One reason for AFSCME’s support for the pay equity bill was the fact that in Minnesota at that time, it was possible and even common for a female head of household to work full time and still be below the poverty line. Raising wages in female-dominated jobs is one way to lift women and families out of poverty. And despite the efforts of our union and others, the same injustices persist today.

Today, April 2, is nationally known as Equal Pay Day for 2019. This date is symbolic because it represents how far into the year women must work to earn what men earned in the previous year.

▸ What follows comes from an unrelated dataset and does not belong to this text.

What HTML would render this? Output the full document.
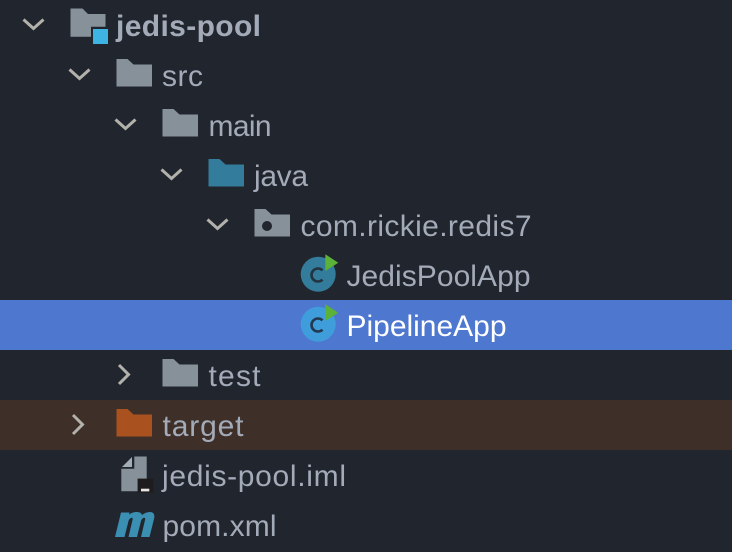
<!DOCTYPE html>
<html>
<head>
<meta charset="utf-8">
<style>
html,body{margin:0;padding:0;width:732px;height:552px;overflow:hidden;background:#21252d}
svg{display:block}
text{font-family:"Liberation Sans",sans-serif;font-size:30px;fill:#a3abb9}
</style>
</head>
<body>
<svg width="732" height="552" viewBox="0 0 732 552" xmlns="http://www.w3.org/2000/svg">
<defs>
<path id="f" d="M0 0H11L17 5.500H35.500V27.500H0Z"/>
</defs>
<rect width="732" height="552" fill="#21252d"/>
<rect y="300" width="732" height="50" fill="#4e78d0"/>
<rect y="400" width="732" height="50" fill="#3e3028"/>

<g fill="none" stroke="#b2b1ab" stroke-width="3">
<path d="M23.500 19.500L33.500 28.500L43.500 19.500"/>
<path d="M69.500 69.500L79.500 78.500L89.500 69.500"/>
<path d="M115.500 119.500L125.500 128.500L135.500 119.500"/>
<path d="M161.500 169.500L171.500 178.500L181.500 169.500"/>
<path d="M207.500 219.500L217.500 228.500L227.500 219.500"/>
<path d="M119 365L128.500 374.500L119 384"/>
<path d="M73 415L82.500 424.500L73 434"/>
</g>

<!-- project folder -->
<path d="M70.500 8.500H82.500L88 14H105.500V26.700H91V36.700H70.500Z" fill="#87919a"/>
<rect x="93" y="29" width="15" height="15" fill="#3eb4e3"/>

<use href="#f" x="116.500" y="59" fill="#87919a"/>
<use href="#f" x="162.500" y="109" fill="#87919a"/>
<use href="#f" x="208.500" y="159" fill="#337c9b"/>
<use href="#f" x="254.500" y="209" fill="#87919a"/>
<circle cx="267" cy="226" r="5" fill="#21252d"/>
<use href="#f" x="162.500" y="359" fill="#87919a"/>
<use href="#f" x="116.500" y="409" fill="#a9521f"/>

<!-- class icons -->
<circle cx="318.200" cy="274.200" r="17.500" fill="#337c9b"/>
<path d="M322.500 270.300A6.500 6.500 0 1 0 322.500 279.700" fill="none" stroke="#23333f" stroke-width="2.600"/>
<path d="M325.300 254.300L338.300 262.700L325.300 271Z" fill="#5cb138"/>

<circle cx="318.200" cy="324.200" r="17.500" fill="#3f9ddb"/>
<path d="M322.500 320.300A6.500 6.500 0 1 0 322.500 329.700" fill="none" stroke="#22394f" stroke-width="2.600"/>
<path d="M325.300 304.300L338.300 312.700L325.300 321Z" fill="#5cb138"/>

<!-- iml file -->
<path d="M134.300 456.500H146.700V478.700H137.700V491.300H121.300V468.700H134.300Z" fill="#87919a"/>
<path d="M122 467L132 457V467Z" fill="#a3adb5"/>
<rect x="137.700" y="478.700" width="15.600" height="14" fill="#1f1c1e"/>
<rect x="141" y="488.700" width="8.300" height="2.700" fill="#e8e6e4"/>

<!-- maven m -->
<path d="M115 537L121 512.500H129.500L129 514.500C131 513 133.500 512 136.500 512C139.500 512 141.500 513 142 515C144.500 513 147 512 150 512C154 512 155 515 154 519L149.500 537H141L145 520C145.500 518.200 144.800 517.500 143.800 517.800C142.500 518.200 141.500 519.500 141 521L137 537H128.500L132.500 520C133 518.200 132.300 517.500 131.300 517.800C130 518.200 129 519.500 128.500 521L124.500 537Z" fill="#3a8fb2"/>

<text x="116" y="36" textLength="145" style="font-weight:bold">jedis-pool</text>
<text x="162" y="86" textLength="41">src</text>
<text x="208.500" y="136" textLength="63">main</text>
<text x="254" y="186" textLength="54">java</text>
<text x="300.500" y="236" textLength="231">com.rickie.redis7</text>
<text x="346.500" y="286" textLength="184">JedisPoolApp</text>
<text x="346.500" y="336" textLength="160" style="fill:#fff">PipelineApp</text>
<text x="208.500" y="386" textLength="52">test</text>
<text x="162.500" y="436" textLength="81">target</text>
<text x="162" y="486" textLength="184">jedis-pool.iml</text>
<text x="162.500" y="536" textLength="114">pom.xml</text>
</svg>
</body>
</html>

Nationwide, women still earn $0.80 on the dollar relative to their male counterparts — and that wage gap is even greater for women of color. Black women earn 61 cents, Latina women 53 cents, Native Hawaiian and Pacific Islander women 62 cents, Native women 58 cents, and Asian women 58 cents for every dollar paid to a white man who performs substantially equal work. It’s clear we must continue to fight for pay equity in the workplace.

Last week, the U.S. House of Representatives (which has more women than ever in American history) voted to pass the Paycheck Fairness Act, which will help ensure women receive equal pay for equal work.

The Paycheck Fairness Act aims to end gender-based wage discrimination by closing loopholes in the Equal Pay Act of 1963. Among its provisions, it would:

  • Ban employers from asking candidates how much they earned in previous jobs, so that discriminatory wages received throughout a woman’s lifetime will no longer follow her into future workplaces;
  • Eliminate employer rules prohibiting workers from talking about their salary information, allowing women to ask how much their co-workers are making and find out if they’re underpaid;
  • Require pay transparency. Employers would have to share salary data with the Department of Labor and the Equal Employment Opportunity Commission, so those federal agencies could watch out for potential discriminatory practices.

There is much that we must do to close the gender pay gap and end the injustice of poverty level wages in general. Legislation like the Paycheck Fairness Act is one. And now that the House has passed the bill, it’s time to call our U.S. senators and demand that they do the same. But there’s an even better way to address wage inequities, for women and all workers, and that’s collective bargaining. 

As I learned back in the 1980s, the Minnesota Pay Equity bill was passed because of the strength of AFSCME, the union representing state workers. And it worked to raise the pay of women because AFSCME negotiated the raises called for by the legislation through the collective bargaining process.

On this Equal Pay Day, we remember that the work of closing the gender pay gap is not done. And the work of organizing women and men to demand a voice on the job and a seat at the table is more important than ever before.